Isaacs must be alive to this possibility because he argues that the security of tenure enjoyed by a human rights commissioner will insulate Love from redeployment. In doing so, he underestimates the lengths the ANC will go to redeploy an uncooperative cadre.

To remove Pikoli as National Director of Public Prosecutions, the ANC set up the Ginwala Commission to investigate Pikoli's fitness to hold office. When the Ginwala Commission report concluded that Pikoli was, in fact, fit to hold office, the ANC manipulated the findings and fired him anyway.

How Love will conduct herself at the HRC remains an open question. Her supporters have certainly been vocal about her track record in defending human rights at the Legal Resources Centre. They are at pains to point out that she has acted against the state in the past. But this in itself holds no guarantee that Love will be unimpeachable at the HRC.

As professor Anton Fagan has pointed out, it is plausible that Love may be called upon to decide between two investigations, one that alleges human rights abuses by the ANC and another that questions the DA's record.

Which investigation will she choose in these circumstances?
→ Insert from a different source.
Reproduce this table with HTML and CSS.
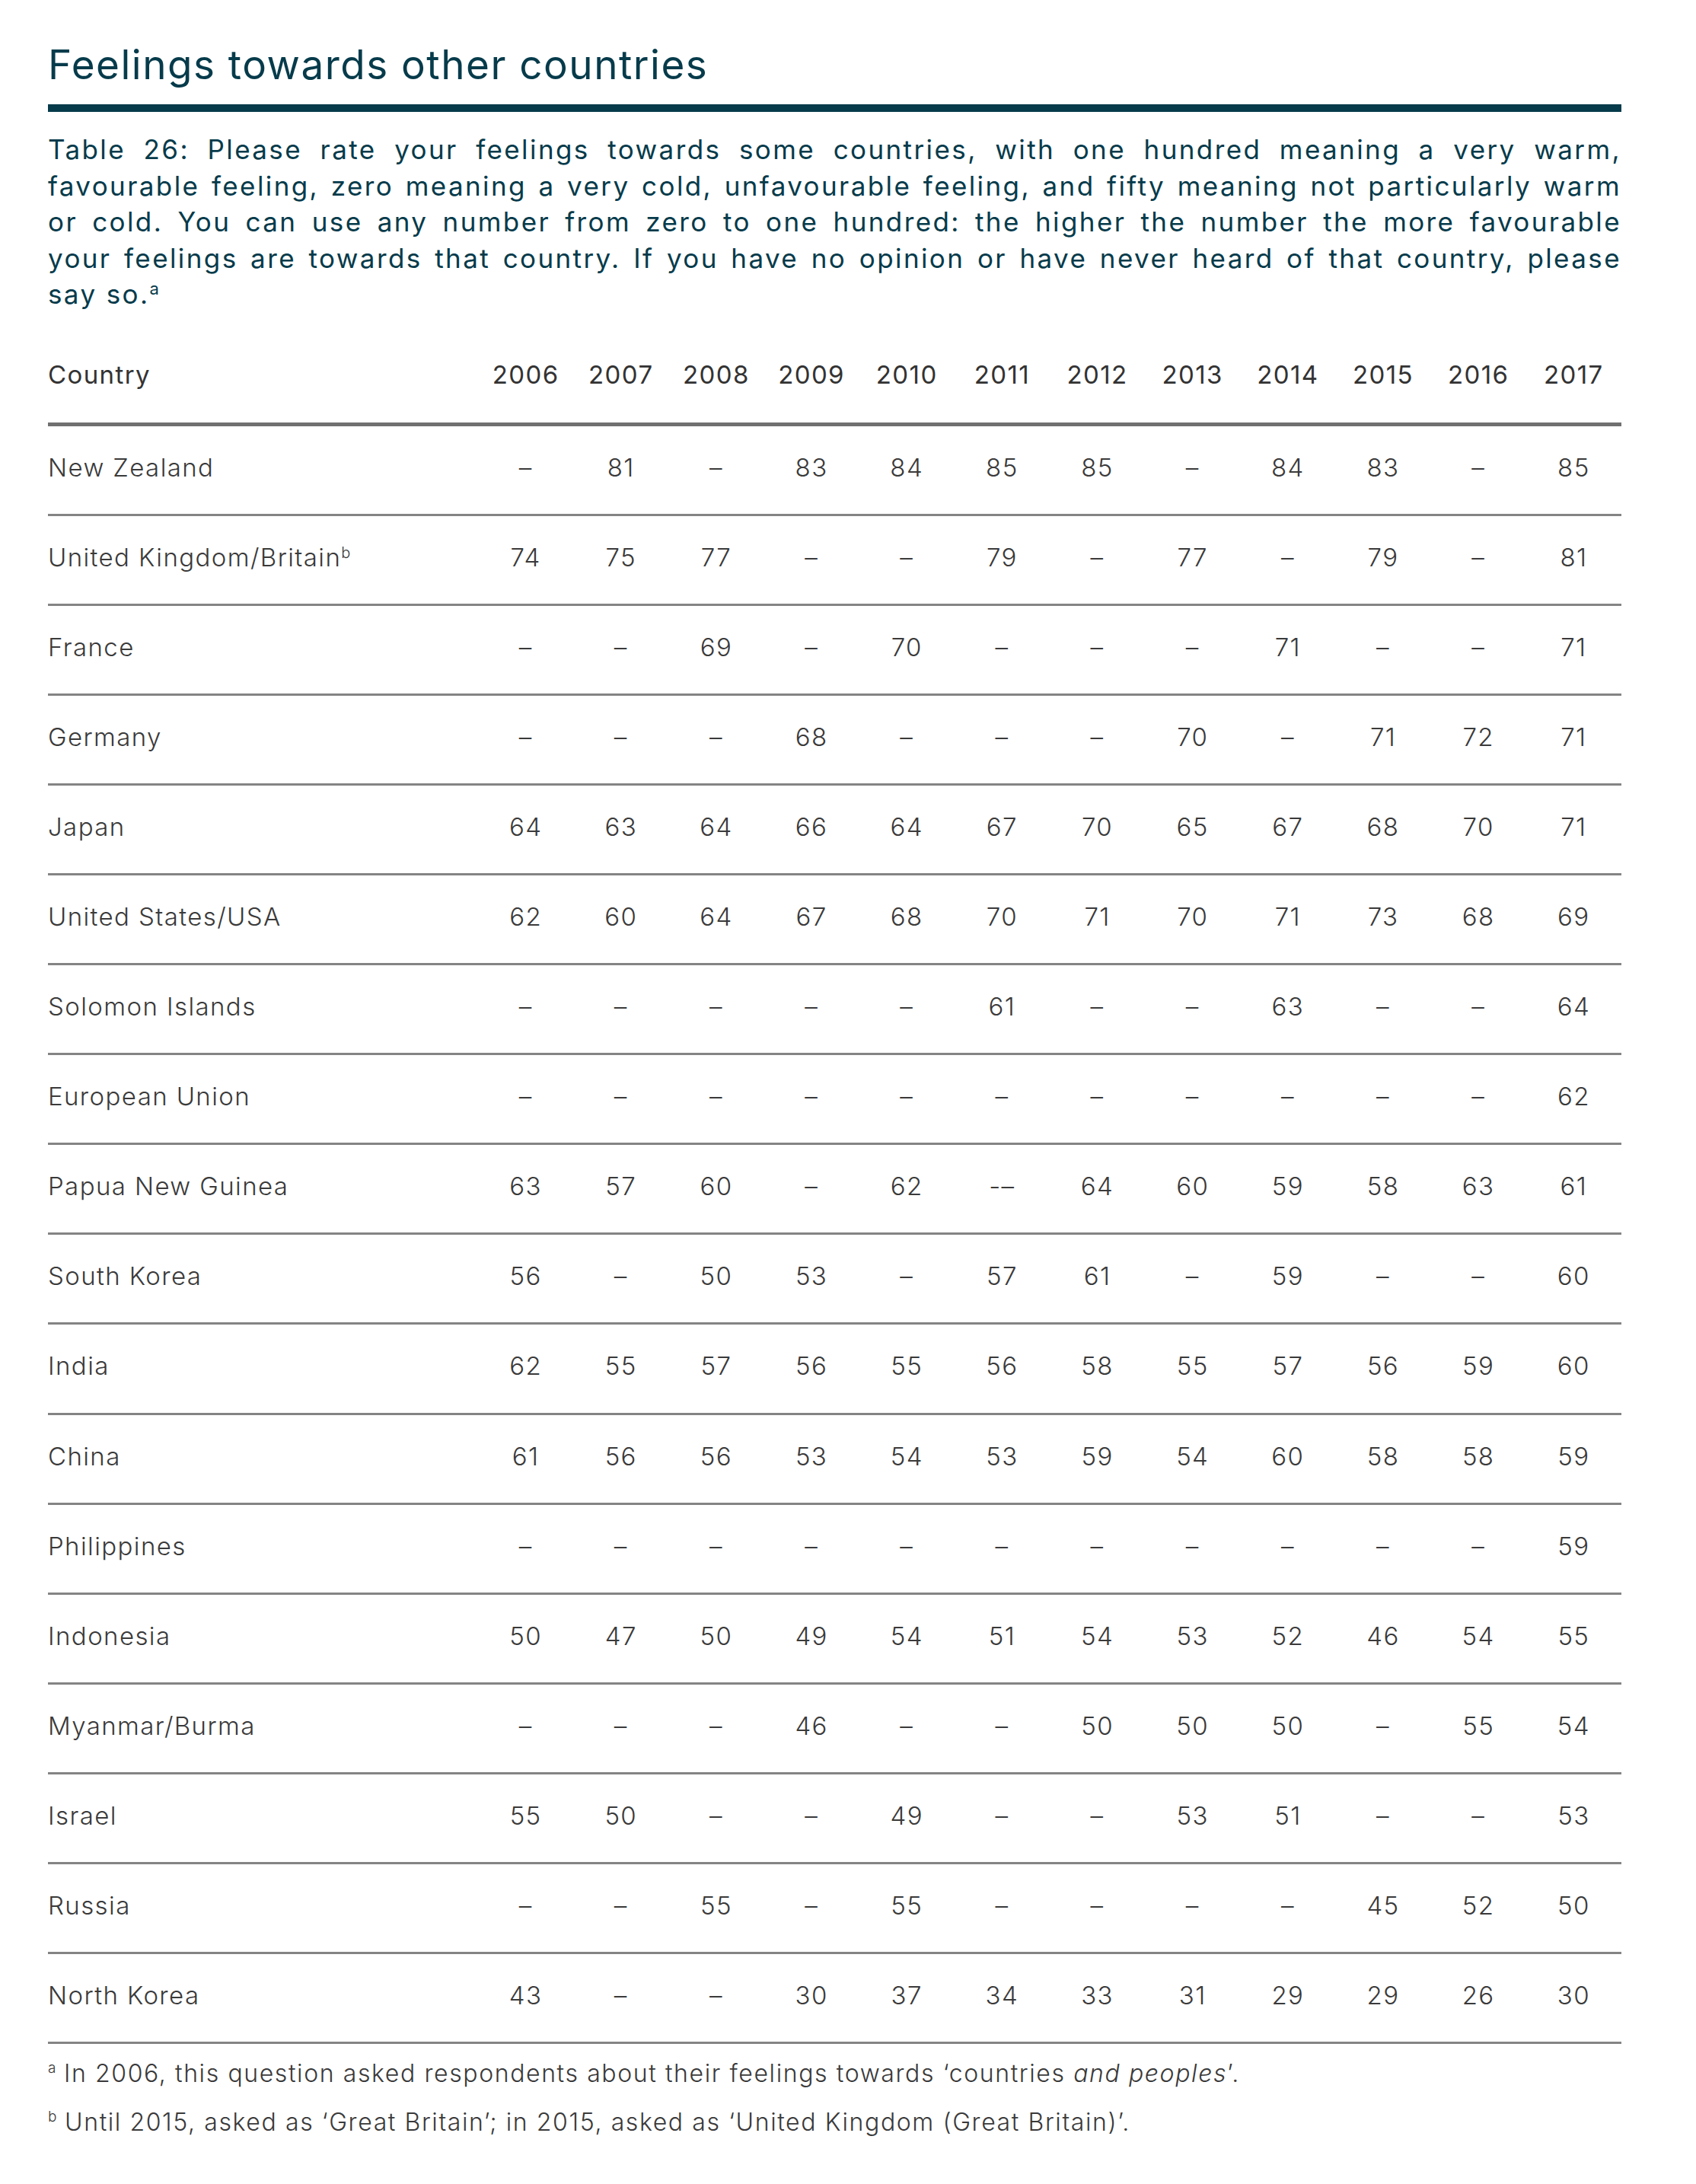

Both involve allegations of human rights abuses, but one will have an adverse impact on the ANC and the other on the DA.

If Love chooses to investigate the ANC, she risks redeployment; if she chooses to investigate the DA, she does not. There is no telling what Love would do if faced with such a choice, but as Fagan points out, there is, at the very least, a reasonable doubt about her impartiality in such a situation.

That is the problem with cadre deployment -- no matter who or how many people vouch for the deployed cadre, there will always be a question mark over his or her conduct precisely because he or she has been deployed as a "cadre".

This alone is enough to undermine public confidence in our Chapter 9 institutions and, indeed, the Constitution itself. The only answer is the abolition of cadre deployment altogether.

Gavin Davis is an adviser in the office of the premier of the Western Cape. This article first appeared in the Mail & Guardian.